Yea more, with His own hand He seem’d Intent to aggravate my woe;
Cross’d all the fair designs I schem’d, Blasted my gourds, and laid me low.

Stanza 6 expresses the final step of despair, asking God that terribly painful question, “Wilt Thou pursue Thy worm to death?”  But the God of wisdom and God of all comfort (2 Corinthians 1) at just the right time answers us, to reassure us that He knows what He’s doing.  His answer is that this is the way He answers prayers “for grace and truth.”  And we can see that over and over again in the Bible, as well as in the common experiences of His people.

Lord, why is this, I trembling cry’d, Wilt Thou pursue Thy worm to death?
“’Tis in this way, the Lord reply’d, I answer pray’r for grace and faith.

Stanza 7 gives us more of the Lord’s response to this agonizing prayer of the soul, awaiting an answer from the sovereign covenant God.  His response is that we must trust Him, in the confidence that He not only loves us but also knows our every need, and knows what is essential for us to grow.  And wasn’t that exactly what this hurting soul had prayed, that he/she might grow? This is how God answers such prayers. He is determined, not to crush me, but to destroy my reliance on myself, to crush my pride. He will break, not me, but all my leaning on the things of earth, all seeking my joy in anything but God Himself. For this is the great answer to prayer, that I would love and cherish nothing but God Himself. Yes, Lord. Even so, Amen.  (Some versions change “seek” to “find.”  Both are equally true and proper.)

These inward trials I employ, From self, and pride, to set thee free;
And break thy schemes of earthly joy, That thou may’st seek thy all in Me.”
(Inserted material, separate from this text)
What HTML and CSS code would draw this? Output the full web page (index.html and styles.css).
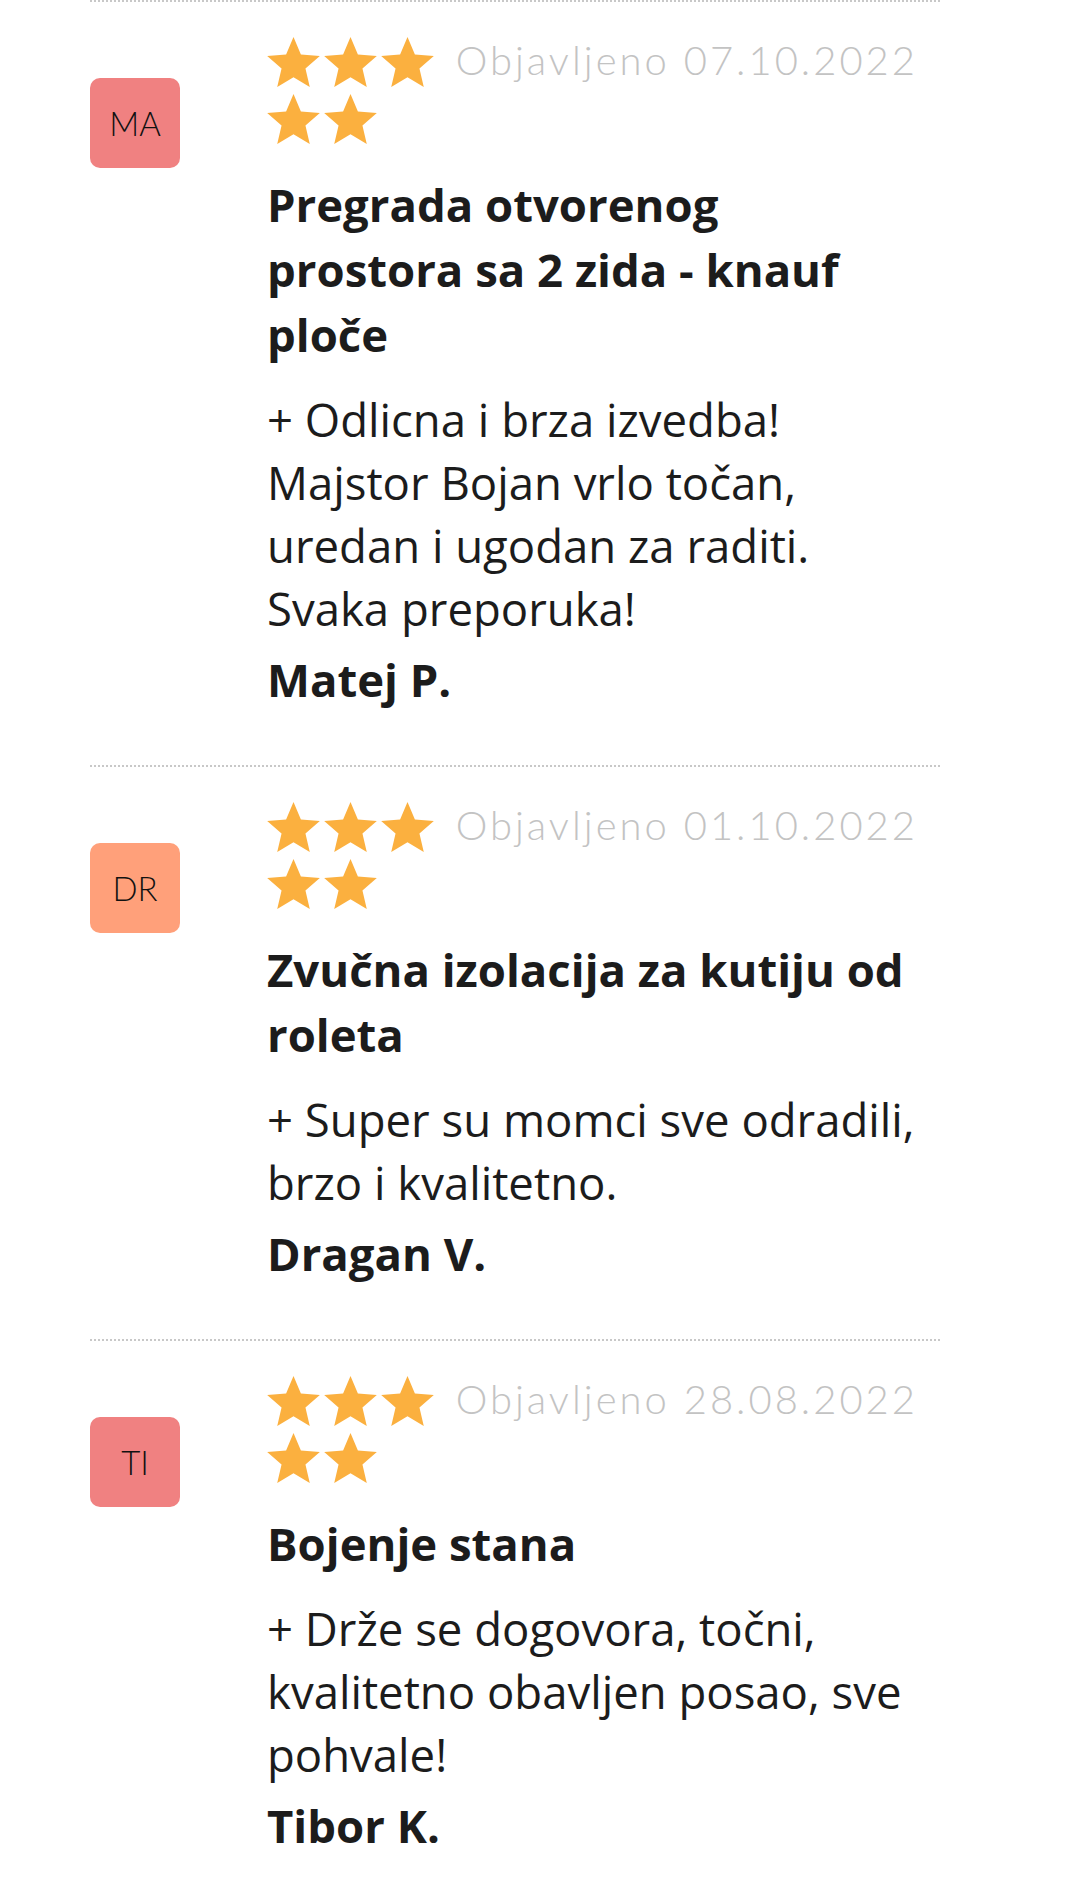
FILE: index.html
```html
<!DOCTYPE html>
<html lang="hr">
<head>
<meta charset="utf-8">
<title>Recenzije</title>
<link rel="stylesheet" href="styles.css">
</head>
<body>
<svg width="0" height="0" class="defs" aria-hidden="true">
  <defs>
    <symbol id="star" viewBox="2 2 20 19">
      <path d="M12 17.27L18.18 21l-1.64-7.03L22 9.24l-7.19-.61L12 2 9.19 8.63 2 9.24l5.46 4.73L5.82 21z"/>
    </symbol>
  </defs>
</svg>
<div class="reviews">
  <div class="review">
    <div class="avatar avatar-coral">MA</div>
    <div class="content">
      <div class="meta">
        <div class="stars">
          <svg class="star"><use href="#star"/></svg><svg class="star"><use href="#star"/></svg><svg class="star"><use href="#star"/></svg><svg class="star"><use href="#star"/></svg><svg class="star"><use href="#star"/></svg>
        </div>
        <div class="date">Objavljeno 07.10.2022</div>
      </div>
      <h3 class="title">Pregrada otvorenog prostora sa 2 zida - knauf ploče</h3>
      <p class="text">+ Odlicna i brza izvedba! Majstor Bojan vrlo točan, uredan i ugodan za raditi. Svaka preporuka!</p>
      <p class="author">Matej P.</p>
    </div>
  </div>
  <div class="review">
    <div class="avatar avatar-salmon">DR</div>
    <div class="content">
      <div class="meta">
        <div class="stars">
          <svg class="star"><use href="#star"/></svg><svg class="star"><use href="#star"/></svg><svg class="star"><use href="#star"/></svg><svg class="star"><use href="#star"/></svg><svg class="star"><use href="#star"/></svg>
        </div>
        <div class="date">Objavljeno 01.10.2022</div>
      </div>
      <h3 class="title">Zvučna izolacija za kutiju od roleta</h3>
      <p class="text">+ Super su momci sve odradili, brzo i kvalitetno.</p>
      <p class="author">Dragan V.</p>
    </div>
  </div>
  <div class="review">
    <div class="avatar avatar-coral">TI</div>
    <div class="content">
      <div class="meta">
        <div class="stars">
          <svg class="star"><use href="#star"/></svg><svg class="star"><use href="#star"/></svg><svg class="star"><use href="#star"/></svg><svg class="star"><use href="#star"/></svg><svg class="star"><use href="#star"/></svg>
        </div>
        <div class="date">Objavljeno 28.08.2022</div>
      </div>
      <h3 class="title">Bojenje stana</h3>
      <p class="text">+ Drže se dogovora, točni, kvalitetno obavljen posao, sve pohvale!</p>
      <p class="author">Tibor K.</p>
    </div>
  </div>
</div>
</body>
</html>
```
FILE: styles.css
```css
html, body {
  margin: 0;
  padding: 0;
  background: #ffffff;
}

body {
  font-family: "Open Sans", "Liberation Sans", sans-serif;
  color: #1c1c1c;
}

.defs {
  position: absolute;
  width: 0;
  height: 0;
  overflow: hidden;
}

.reviews {
  margin-left: 90px;
  width: 850px;
}

.review {
  display: flex;
  border-top: 2px dotted #c8c8c8;
  padding: 31px 0 54px;
}

.avatar {
  flex: none;
  width: 90px;
  height: 90px;
  margin-top: 45px;
  border-radius: 10px;
  display: flex;
  align-items: center;
  justify-content: center;
  font-family: "Lato", "Noto Sans", sans-serif;
  font-weight: 300;
  font-size: 33px;
  color: #111111;
}

.avatar-coral {
  background: #f08181;
}

.avatar-salmon {
  background: #ffa07a;
}

.content {
  margin-left: 87px;
  width: 653px;
}

.meta {
  display: flex;
  justify-content: space-between;
  align-items: flex-start;
}

.stars {
  width: 170px;
  display: flex;
  flex-wrap: wrap;
  column-gap: 4px;
  row-gap: 7px;
  padding-top: 4px;
}

.star {
  width: 53px;
  height: 50px;
  fill: #fbb03f;
}

.date {
  white-space: nowrap;
  font-family: "Lato", "Noto Sans", sans-serif;
  font-weight: 300;
  font-size: 40px;
  letter-spacing: 3px;
  line-height: 54px;
  color: #c3c3c3;
  margin-right: 2px;
}

.title {
  margin: 28px 0 0;
  font-size: 45.5px;
  line-height: 65px;
  font-weight: 700;
}

.text {
  margin: 21px 0 0;
  font-size: 45.5px;
  line-height: 63px;
  font-weight: 400;
}

.author {
  margin: 8px 0 0;
  font-size: 45.5px;
  line-height: 63px;
  font-weight: 700;
}
```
Because it has only become better-known in recent years, there have been several tunes used for it.  As a Long Meter (LM) text, there are many possibilities.  The text is found with different tunes by Indelible Grace and Sovereign Grace, as well as in the recent Trinity Psalter Hymnal, which uses ROCKINGHAM OLD.  That is a particularly good choice, since that tune was written in 1790, just a few years after Newton wrote the text.